WHAT THE EXERCISE ASKS
Leave out the images; return the rest of the data exactly.

Begin PROVIDED MATERIAL

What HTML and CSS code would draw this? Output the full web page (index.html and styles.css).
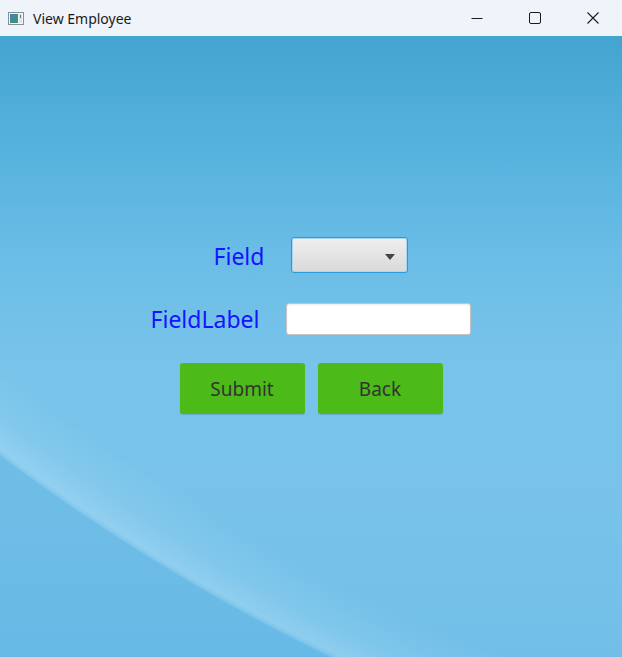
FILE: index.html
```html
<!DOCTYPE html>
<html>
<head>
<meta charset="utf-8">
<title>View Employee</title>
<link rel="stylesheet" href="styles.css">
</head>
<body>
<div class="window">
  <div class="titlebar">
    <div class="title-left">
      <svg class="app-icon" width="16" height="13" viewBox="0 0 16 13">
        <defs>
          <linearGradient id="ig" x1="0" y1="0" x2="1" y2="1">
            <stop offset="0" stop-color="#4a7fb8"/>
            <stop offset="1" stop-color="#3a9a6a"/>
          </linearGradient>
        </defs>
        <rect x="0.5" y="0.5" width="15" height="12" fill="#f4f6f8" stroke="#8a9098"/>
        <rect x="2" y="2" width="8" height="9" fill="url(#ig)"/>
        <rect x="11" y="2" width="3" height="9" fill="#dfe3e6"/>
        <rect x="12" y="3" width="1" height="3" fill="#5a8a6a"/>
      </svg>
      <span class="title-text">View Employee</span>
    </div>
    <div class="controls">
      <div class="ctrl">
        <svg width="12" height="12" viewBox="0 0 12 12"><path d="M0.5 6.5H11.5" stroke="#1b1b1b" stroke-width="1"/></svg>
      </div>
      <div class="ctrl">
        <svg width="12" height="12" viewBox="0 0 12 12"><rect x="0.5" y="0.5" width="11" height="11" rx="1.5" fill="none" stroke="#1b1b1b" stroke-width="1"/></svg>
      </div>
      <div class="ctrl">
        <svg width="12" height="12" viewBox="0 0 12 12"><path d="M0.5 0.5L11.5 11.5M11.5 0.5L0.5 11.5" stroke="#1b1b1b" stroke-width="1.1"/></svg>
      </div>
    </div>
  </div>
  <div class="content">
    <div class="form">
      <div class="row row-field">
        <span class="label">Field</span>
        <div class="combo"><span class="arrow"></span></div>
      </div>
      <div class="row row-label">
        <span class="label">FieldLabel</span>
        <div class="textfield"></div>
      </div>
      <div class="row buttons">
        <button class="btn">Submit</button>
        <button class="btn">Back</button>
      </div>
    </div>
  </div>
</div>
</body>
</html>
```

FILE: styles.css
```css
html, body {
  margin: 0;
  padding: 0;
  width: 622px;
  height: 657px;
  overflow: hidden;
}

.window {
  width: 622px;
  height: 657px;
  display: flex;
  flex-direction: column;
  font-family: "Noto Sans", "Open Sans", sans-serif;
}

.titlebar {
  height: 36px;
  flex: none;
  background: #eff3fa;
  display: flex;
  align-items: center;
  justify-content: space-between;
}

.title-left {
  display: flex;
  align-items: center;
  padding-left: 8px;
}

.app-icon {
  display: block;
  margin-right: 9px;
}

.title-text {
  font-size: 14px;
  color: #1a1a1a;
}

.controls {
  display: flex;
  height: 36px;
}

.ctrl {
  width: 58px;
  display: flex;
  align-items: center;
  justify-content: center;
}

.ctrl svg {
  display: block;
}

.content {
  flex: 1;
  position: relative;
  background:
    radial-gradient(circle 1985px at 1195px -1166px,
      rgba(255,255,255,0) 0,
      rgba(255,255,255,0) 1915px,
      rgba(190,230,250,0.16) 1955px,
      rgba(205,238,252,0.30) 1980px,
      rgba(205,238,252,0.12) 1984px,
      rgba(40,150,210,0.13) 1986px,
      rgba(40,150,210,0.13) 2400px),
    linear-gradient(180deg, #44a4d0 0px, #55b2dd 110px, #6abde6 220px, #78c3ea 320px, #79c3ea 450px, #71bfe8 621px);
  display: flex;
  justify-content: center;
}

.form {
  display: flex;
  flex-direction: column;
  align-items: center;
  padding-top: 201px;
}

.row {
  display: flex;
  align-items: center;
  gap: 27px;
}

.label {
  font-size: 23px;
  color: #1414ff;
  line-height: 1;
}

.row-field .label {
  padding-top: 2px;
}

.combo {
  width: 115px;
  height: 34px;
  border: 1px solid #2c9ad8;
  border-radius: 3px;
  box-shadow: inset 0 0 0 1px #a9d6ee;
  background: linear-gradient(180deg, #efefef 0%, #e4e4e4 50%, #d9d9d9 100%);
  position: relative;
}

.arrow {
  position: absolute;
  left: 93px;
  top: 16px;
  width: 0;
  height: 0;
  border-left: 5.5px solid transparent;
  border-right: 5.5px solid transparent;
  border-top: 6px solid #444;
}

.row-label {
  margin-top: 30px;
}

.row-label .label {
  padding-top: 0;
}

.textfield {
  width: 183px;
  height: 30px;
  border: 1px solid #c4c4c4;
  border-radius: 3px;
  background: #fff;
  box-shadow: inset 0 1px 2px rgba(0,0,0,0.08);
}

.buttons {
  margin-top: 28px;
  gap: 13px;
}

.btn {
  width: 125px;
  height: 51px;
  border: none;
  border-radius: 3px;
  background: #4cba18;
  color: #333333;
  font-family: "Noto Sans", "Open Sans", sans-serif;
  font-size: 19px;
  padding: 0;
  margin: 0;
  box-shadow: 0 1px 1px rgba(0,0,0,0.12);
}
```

End PROVIDED MATERIAL

TASK SOLUTION
What HTML and CSS code would draw this? Output the full web page (index.html and styles.css).
FILE: index.html
```html
<!DOCTYPE html>
<html>
<head>
<meta charset="utf-8">
<title>View Employee</title>
<link rel="stylesheet" href="styles.css">
</head>
<body>
<div class="window">
  <div class="titlebar">
    <div class="title-left">
      <svg class="app-icon" width="16" height="13" viewBox="0 0 16 13">
        <defs>
          <linearGradient id="ig" x1="0" y1="0" x2="1" y2="1">
            <stop offset="0" stop-color="#4a7fb8"/>
            <stop offset="1" stop-color="#3a9a6a"/>
          </linearGradient>
        </defs>
        <rect x="0.5" y="0.5" width="15" height="12" fill="#f4f6f8" stroke="#8a9098"/>
        <rect x="2" y="2" width="8" height="9" fill="url(#ig)"/>
        <rect x="11" y="2" width="3" height="9" fill="#dfe3e6"/>
        <rect x="12" y="3" width="1" height="3" fill="#5a8a6a"/>
      </svg>
      <span class="title-text">View Employee</span>
    </div>
    <div class="controls">
      <div class="ctrl">
        <svg width="12" height="12" viewBox="0 0 12 12"><path d="M0.5 6.5H11.5" stroke="#1b1b1b" stroke-width="1"/></svg>
      </div>
      <div class="ctrl">
        <svg width="12" height="12" viewBox="0 0 12 12"><rect x="0.5" y="0.5" width="11" height="11" rx="1.5" fill="none" stroke="#1b1b1b" stroke-width="1"/></svg>
      </div>
      <div class="ctrl">
        <svg width="12" height="12" viewBox="0 0 12 12"><path d="M0.5 0.5L11.5 11.5M11.5 0.5L0.5 11.5" stroke="#1b1b1b" stroke-width="1.1"/></svg>
      </div>
    </div>
  </div>
  <div class="content">
    <div class="form">
      <div class="row row-field">
        <span class="label">Field</span>
        <div class="combo"><span class="arrow"></span></div>
      </div>
      <div class="row row-label">
        <span class="label">FieldLabel</span>
        <div class="textfield"></div>
      </div>
      <div class="row buttons">
        <button class="btn">Submit</button>
        <button class="btn">Back</button>
      </div>
    </div>
  </div>
</div>
</body>
</html>
```

FILE: styles.css
```css
html, body {
  margin: 0;
  padding: 0;
  width: 622px;
  height: 657px;
  overflow: hidden;
}

.window {
  width: 622px;
  height: 657px;
  display: flex;
  flex-direction: column;
  font-family: "Noto Sans", "Open Sans", sans-serif;
}

.titlebar {
  height: 36px;
  flex: none;
  background: #eff3fa;
  display: flex;
  align-items: center;
  justify-content: space-between;
}

.title-left {
  display: flex;
  align-items: center;
  padding-left: 8px;
}

.app-icon {
  display: block;
  margin-right: 9px;
}

.title-text {
  font-size: 14px;
  color: #1a1a1a;
}

.controls {
  display: flex;
  height: 36px;
}

.ctrl {
  width: 58px;
  display: flex;
  align-items: center;
  justify-content: center;
}

.ctrl svg {
  display: block;
}

.content {
  flex: 1;
  position: relative;
  background:
    radial-gradient(circle 1985px at 1195px -1166px,
      rgba(255,255,255,0) 0,
      rgba(255,255,255,0) 1915px,
      rgba(190,230,250,0.16) 1955px,
      rgba(205,238,252,0.30) 1980px,
      rgba(205,238,252,0.12) 1984px,
      rgba(40,150,210,0.13) 1986px,
      rgba(40,150,210,0.13) 2400px),
    linear-gradient(180deg, #44a4d0 0px, #55b2dd 110px, #6abde6 220px, #78c3ea 320px, #79c3ea 450px, #71bfe8 621px);
  display: flex;
  justify-content: center;
}

.form {
  display: flex;
  flex-direction: column;
  align-items: center;
  padding-top: 201px;
}

.row {
  display: flex;
  align-items: center;
  gap: 27px;
}

.label {
  font-size: 23px;
  color: #1414ff;
  line-height: 1;
}

.row-field .label {
  padding-top: 2px;
}

.combo {
  width: 115px;
  height: 34px;
  border: 1px solid #2c9ad8;
  border-radius: 3px;
  box-shadow: inset 0 0 0 1px #a9d6ee;
  background: linear-gradient(180deg, #efefef 0%, #e4e4e4 50%, #d9d9d9 100%);
  position: relative;
}

.arrow {
  position: absolute;
  left: 93px;
  top: 16px;
  width: 0;
  height: 0;
  border-left: 5.5px solid transparent;
  border-right: 5.5px solid transparent;
  border-top: 6px solid #444;
}

.row-label {
  margin-top: 30px;
}

.row-label .label {
  padding-top: 0;
}

.textfield {
  width: 183px;
  height: 30px;
  border: 1px solid #c4c4c4;
  border-radius: 3px;
  background: #fff;
  box-shadow: inset 0 1px 2px rgba(0,0,0,0.08);
}

.buttons {
  margin-top: 28px;
  gap: 13px;
}

.btn {
  width: 125px;
  height: 51px;
  border: none;
  border-radius: 3px;
  background: #4cba18;
  color: #333333;
  font-family: "Noto Sans", "Open Sans", sans-serif;
  font-size: 19px;
  padding: 0;
  margin: 0;
  box-shadow: 0 1px 1px rgba(0,0,0,0.12);
}
```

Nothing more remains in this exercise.